Crateuas (111-64 BC), also known as Cratevas (Latin), Krateuas, or Kratevas (Κρατεύας), was a Greek doctor, pharmacologist, and friend of Mithradates VI Eupator. He was distinguished from others of the same name by the epithet "Rootpicker" or "Rhizotomist" (ὁ ῥιζοτόμος, ho rhizotómos) after the Greek name of his principal work, the Herbology.

== Life ==
Little is known of Crateuas's life. Although he is often closely linked with Mithridates VI of Pontus in various histories, (Note: See, e.g., Lopez's Medicine and Oncology.) surviving sources from antiquity only attest that they were in correspondence with one another and that Crateuas credited the Pontic king with the discovery of a plant named mithridation in his honour. The exact plant described remains unknown, although some scholars have connected it to Dorstenia tambourissa or Erythronium denscanis.

==Works==
Crateuas is known to have written a scholarly three-volume herbal in Greek known as the Rhizotomica (τὰ Ῥιζοτομούμενα, Rhizotomoúmena). In it, he described the medicinal properties of various plants known to the Greeks. He also produced a simplified work on the same subject for general readers, with the plants alphabetized and illustrated in colour. Pliny the Elder credits Crateuas with Dionysius and Metrodorus as the first to provide such illustrations with their descriptions of various plants, although he complains that the images he knew of were frequently misleading. Only two direct fragments of these works are known to have survived into the present day. Luigi Anguillara claimed to have consulted a complete illustrated manuscript of Crateuas's guide in Istanbul for his 1561 Semplici, although Max Wellmann subsequently established that Anguillara's source must have been a Latin version of Dioscurides's De Materia Medica.

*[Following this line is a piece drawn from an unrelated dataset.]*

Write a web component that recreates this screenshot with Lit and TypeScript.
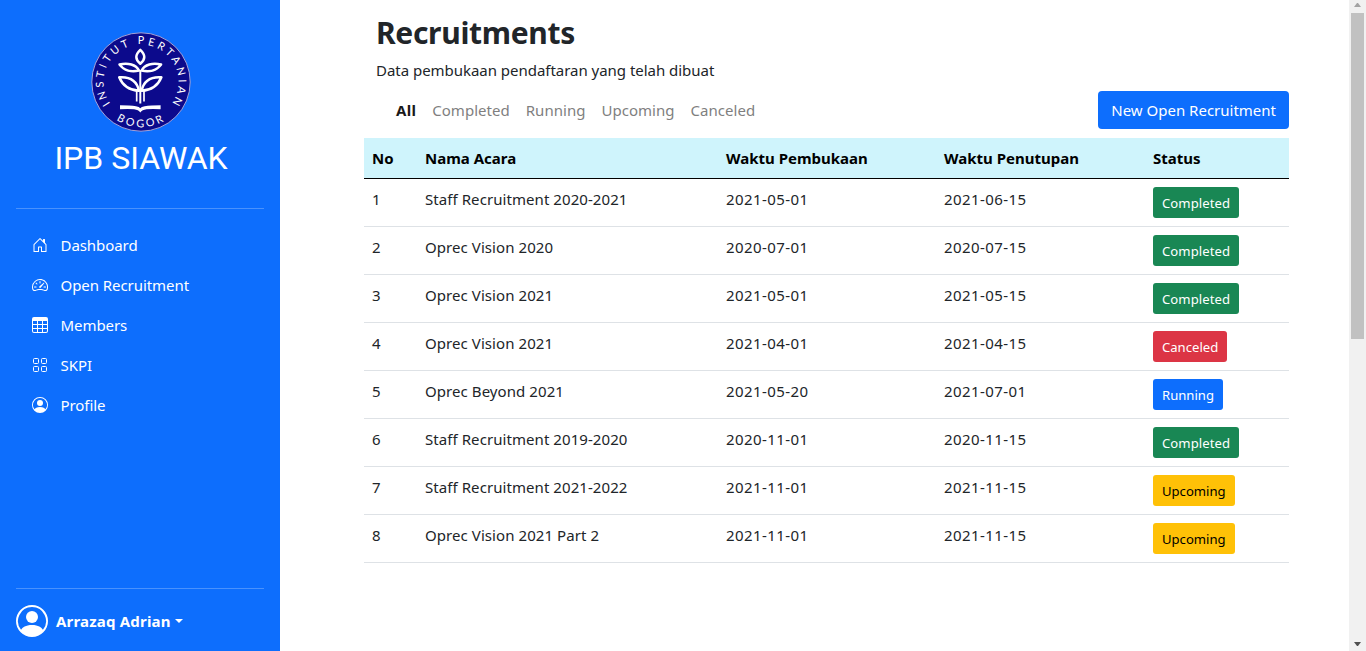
import { LitElement, html, css, svg } from "lit";
import { customElement } from "lit/decorators.js";

const PERSON = svg`<path d="M11 6a3 3 0 1 1-6 0 3 3 0 0 1 6 0z"/><path fill-rule="evenodd" d="M0 8a8 8 0 1 1 16 0A8 8 0 0 1 0 8zm8-7a7 7 0 0 0-5.468 11.37C3.242 11.226 4.805 10 8 10s4.757 1.225 5.468 2.37A7 7 0 0 0 8 1z"/>`;

const NAV = [
  { label: "Dashboard", icon: svg`<path d="M8.354 1.146a.5.5 0 0 0-.708 0l-6 6A.5.5 0 0 0 1.5 7.5v7a.5.5 0 0 0 .5.5h4.5a.5.5 0 0 0 .5-.5v-4h2v4a.5.5 0 0 0 .5.5H14a.5.5 0 0 0 .5-.5v-7a.5.5 0 0 0-.146-.354L13 5.793V2.5a.5.5 0 0 0-.5-.5h-1a.5.5 0 0 0-.5.5v1.293L8.354 1.146zM2.5 14V7.707l5.5-5.5 5.5 5.5V14H10v-4a.5.5 0 0 0-.5-.5h-3a.5.5 0 0 0-.5.5v4H2.5z"/>` },
  { label: "Open Recruitment", icon: svg`<path d="M8 4a.5.5 0 0 1 .5.5V6a.5.5 0 0 1-1 0V4.5A.5.5 0 0 1 8 4zM3.732 5.732a.5.5 0 0 1 .707 0l.915.914a.5.5 0 1 1-.708.708l-.914-.915a.5.5 0 0 1 0-.707zM2 10a.5.5 0 0 1 .5-.5h1.586a.5.5 0 0 1 0 1H2.5A.5.5 0 0 1 2 10zm9.5 0a.5.5 0 0 1 .5-.5h1.5a.5.5 0 0 1 0 1H12a.5.5 0 0 1-.5-.5zm.754-4.246a.389.389 0 0 0-.527-.02L7.547 9.31a.91.91 0 1 0 1.302 1.258l3.434-4.297a.389.389 0 0 0-.029-.518z"/><path fill-rule="evenodd" d="M0 10a8 8 0 1 1 15.547 2.661c-.442 1.253-1.845 1.602-2.932 1.25C11.309 13.488 9.475 13 8 13c-1.474 0-3.31.488-4.615.911-1.087.352-2.49.003-2.932-1.25A7.988 7.988 0 0 1 0 10zm8-7a7 7 0 0 0-6.603 9.329c.203.575.923.876 1.68.63C4.397 12.533 6.358 12 8 12s3.604.532 4.923.96c.757.245 1.477-.056 1.68-.631A7 7 0 0 0 8 3z"/>` },
  { label: "Members", icon: svg`<path d="M0 2a2 2 0 0 1 2-2h12a2 2 0 0 1 2 2v12a2 2 0 0 1-2 2H2a2 2 0 0 1-2-2V2zm15 2h-4v3h4V4zm0 4h-4v3h4V8zm0 4h-4v3h3a1 1 0 0 0 1-1v-2zm-5 3v-3H6v3h4zm-5 0v-3H1v2a1 1 0 0 0 1 1h3zm-4-4h4V8H1v3zm0-4h4V4H1v3zm5-3v3h4V4H6zm4 4H6v3h4V8z"/>` },
  { label: "SKPI", icon: svg`<g fill="none" stroke="currentColor"><rect x="1.5" y="1.5" width="5" height="5" rx="1"/><rect x="9.5" y="1.5" width="5" height="5" rx="1"/><rect x="1.5" y="9.5" width="5" height="5" rx="1"/><rect x="9.5" y="9.5" width="5" height="5" rx="1"/></g>` },
  { label: "Profile", icon: PERSON },
];

const FILTERS = ["All", "Completed", "Running", "Upcoming", "Canceled"];

const ROWS: [string, string, string, string][] = [
  ["Staff Recruitment 2020-2021", "2021-05-01", "2021-06-15", "Completed"],
  ["Oprec Vision 2020", "2020-07-01", "2020-07-15", "Completed"],
  ["Oprec Vision 2021", "2021-05-01", "2021-05-15", "Completed"],
  ["Oprec Vision 2021", "2021-04-01", "2021-04-15", "Canceled"],
  ["Oprec Beyond 2021", "2021-05-20", "2021-07-01", "Running"],
  ["Staff Recruitment 2019-2020", "2020-11-01", "2020-11-15", "Completed"],
  ["Staff Recruitment 2021-2022", "2021-11-01", "2021-11-15", "Upcoming"],
  ["Oprec Vision 2021 Part 2", "2021-11-01", "2021-11-15", "Upcoming"],
];

@customElement("app-root")
export class AppRoot extends LitElement {
  static styles = css`
    * { box-sizing: border-box; }
    :host {
      display: flex; height: 651px; overflow: hidden; background: #fff; color: #212529;
      font: 15px/24px "Noto Sans", "Open Sans", sans-serif; white-space: nowrap;
    }
    .side { width: 280px; flex: none; padding: 16px; background: #0d6efd; color: #fff; display: flex; flex-direction: column; }
    .brand { display: flex; flex-direction: column; align-items: center; padding: 16px 0 0 2px; height: 176px; }
    .logo { display: block; width: 100px; height: 100px; flex: none; }
    .brand-name { font: 400 32px/38px Roboto, sans-serif; margin-top: 7px; }
    .rule { height: 1px; background: rgba(255,255,255,.25); flex: none; margin: 16px 0; }
    .nav { flex: 1; display: flex; flex-direction: column; letter-spacing: -.06px; }
    .item { height: 40px; padding: 8px 16px; display: flex; align-items: center; }
    .item svg { width: 16px; height: 16px; fill: currentColor; margin-right: 12.5px; flex: none; }
    .user { display: flex; align-items: center; height: 32px; margin-bottom: -2px; font-weight: 700; letter-spacing: .19px; }
    .user svg { width: 32px; height: 32px; fill: currentColor; margin-right: 8px; }
    .caret { border: 4.8px solid transparent; border-top-color: currentColor; border-bottom: 0; margin-left: 4px; }
    .main { flex: 1; padding: 11px 60px 0 84px; }
    .title { margin: 0; padding-left: 12px; font-size: 30px; line-height: 44px; font-weight: 700; letter-spacing: -.32px; }
    .sub { margin: 0; padding: 3px 12px 1px; letter-spacing: -.03px; }
    .bar { display: flex; justify-content: space-between; align-items: center; height: 38px; margin-top: 8px; padding-left: 32px; }
    .tabs { display: flex; gap: 16px; color: #7f7f7f; letter-spacing: .03px; }
    .tab.on { color: #191919; font-weight: 700; letter-spacing: .3px; }
    .new { height: 38px; padding: 7px 13px; background: #0d6efd; color: #fff; border-radius: 4px; }
    .table { width: 925px; margin-top: 9px; border-collapse: separate; border-spacing: 0; table-layout: fixed; }
    th, td { padding: 8px; text-align: left; vertical-align: top; }
    th { height: 41px; background: #cff4fc; color: #000; border-bottom: 1px solid #000; font-weight: 700; }
    td { height: 48px; border-bottom: 1px solid #dee2e6; }
    .name { letter-spacing: .07px; }
    .date { letter-spacing: .42px; }
    .c1 { width: 53px; } .c2 { width: 301px; } .c3 { width: 218px; } .c4 { width: 209px; } .c5 { width: 144px; }
    .tag { display: block; width: fit-content; height: 31px; padding: 5px 9px; font-size: 13.1px; line-height: 22px; color: #fff; border-radius: 3px; }
    .Completed { background: #198754; letter-spacing: .08px; }
    .Canceled { background: #dc3545; }
    .Running { background: #0d6efd; }
    .Upcoming { background: #ffc107; color: #000; }
    .scroll { width: 17px; flex: none; background: #f1f1f1; padding: 3px 2px 5px; display: flex; flex-direction: column; align-items: center; }
    .scroll svg { width: 7px; height: 4px; display: block; flex: none; }
    .thumb { width: 13px; height: 326px; background: #c1c1c1; margin-top: 6px; margin-bottom: auto; flex: none; }
    .ring { font: 400 10.8px Lato, sans-serif; fill: #fff; }
  `;

  render() {
    return html`
      <aside class="side">
        <div class="brand">
          <svg class="logo" viewBox="0 0 100 100">
            <defs>
              <path id="top" d="M50 50m-37.500 0a37.500 37.500 0 1 1 75 0a37.500 37.500 0 1 1 -75 0" transform="rotate(-35 50 50)"/>
              <path id="bot" d="M4.700 50a45.300 45.300 0 0 0 90.600 0"/>
            </defs>
            <circle cx="50" cy="50" r="49.200" fill="#0c0a8c" stroke="#b4b0dc" stroke-width=".9"/>
            <text class="ring"><textPath href="#top" textLength="163" lengthAdjust="spacing">INSTITUT PERTANIAN</textPath></text>
            <text class="ring"><textPath href="#bot" startOffset="45" textLength="50" lengthAdjust="spacing">BOGOR</textPath></text>
            <g fill="none" stroke="#fff" stroke-width="2.500" stroke-linejoin="round">
              <path d="M49.300 17.800c-5.300 5-5.300 9.500 0 14c5.300-4.500 5.300-9 0-14z"/>
              <path d="M48 38.500c-3-6-11-8-19.500-6c4.500 6 12 8 19.500 6zM50.600 38.500c3-6 11-8 19.500-6c-4.500 6-12 8-19.500 6z"/>
              <path d="M48 58.800c-2-9.500-9-14.300-19.800-13.500c3.500 8.500 10 13 19.800 13.500zM50.600 58.800c2-9.500 9-14.300 19.800-13.500c-3.500 8.500-10 13-19.800 13.500z"/>
              <path d="M49.300 38v33.500" stroke-width="2"/>
              <path d="M45.700 58.500v11M53 58.500v11" stroke-width="1.700"/>
            </g>
            <path fill="#fff" d="M29 73.300q10 0 16 1q3.300.7 4.300 2q1-1.300 4.300-2q6-1 16-1v4q-8-.5-14 0q-4.500.5-6.300 3.200q-1.800-2.700-6.300-3.200q-6-.5-14 0z"/>
          </svg>
          <div class="brand-name">IPB SIAWAK</div>
        </div>
        <div class="rule"></div>
        <nav class="nav">
          ${NAV.map((n) => html`<div class="item"><svg viewBox="0 0 16 16">${n.icon}</svg><span>${n.label}</span></div>`)}
        </nav>
        <div class="rule"></div>
        <div class="user"><svg viewBox="0 0 16 16">${PERSON}</svg><span>Arrazaq Adrian</span><i class="caret"></i></div>
      </aside>
      <main class="main">
        <h2 class="title">Recruitments</h2>
        <p class="sub">Data pembukaan pendaftaran yang telah dibuat</p>
        <div class="bar">
          <div class="tabs">${FILTERS.map((f, i) => html`<span class="tab ${i ? "" : "on"}">${f}</span>`)}</div>
          <div class="new">New Open Recruitment</div>
        </div>
        <table class="table">
          <thead><tr><th class="c1">No</th><th class="c2">Nama Acara</th><th class="c3">Waktu Pembukaan</th><th class="c4">Waktu Penutupan</th><th class="c5">Status</th></tr></thead>
          <tbody>
            ${ROWS.map(([name, from, to, status], i) => html`<tr><td>${i + 1}</td><td class="name">${name}</td><td class="date">${from}</td><td class="date">${to}</td><td><span class="tag ${status}">${status}</span></td></tr>`)}
          </tbody>
        </table>
      </main>
      <div class="scroll">
        <svg viewBox="0 0 7 4" fill="#a3a3a3"><path d="M0 4h7L4 0H3z"/></svg>
        <div class="thumb"></div>
        <svg viewBox="0 0 7 4" fill="#505050"><path d="M0 0h7L4 4H3z"/></svg>
      </div>
    `;
  }
}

The Rhizotomica was well regarded in its time, however, and was one of the main sources for Dioscurides's work, which was the primary herbology for Europe during the Middle Ages. The early 6th century "Vienna Dioscurides" produced for Anicia Juliana in Constantinople includes numerous images captioned with short texts beginning with the name Crateuas. Wellmann and Singer believed these were based on now-lost manuscripts of Crateuas dating to the 2nd or 3rd century, although others have argued that it may only be the text which derives from Crateuas's work.

== Legacy ==
Linnaeus named a genus of Capparaceae capers Crateva in memory of Crateuas.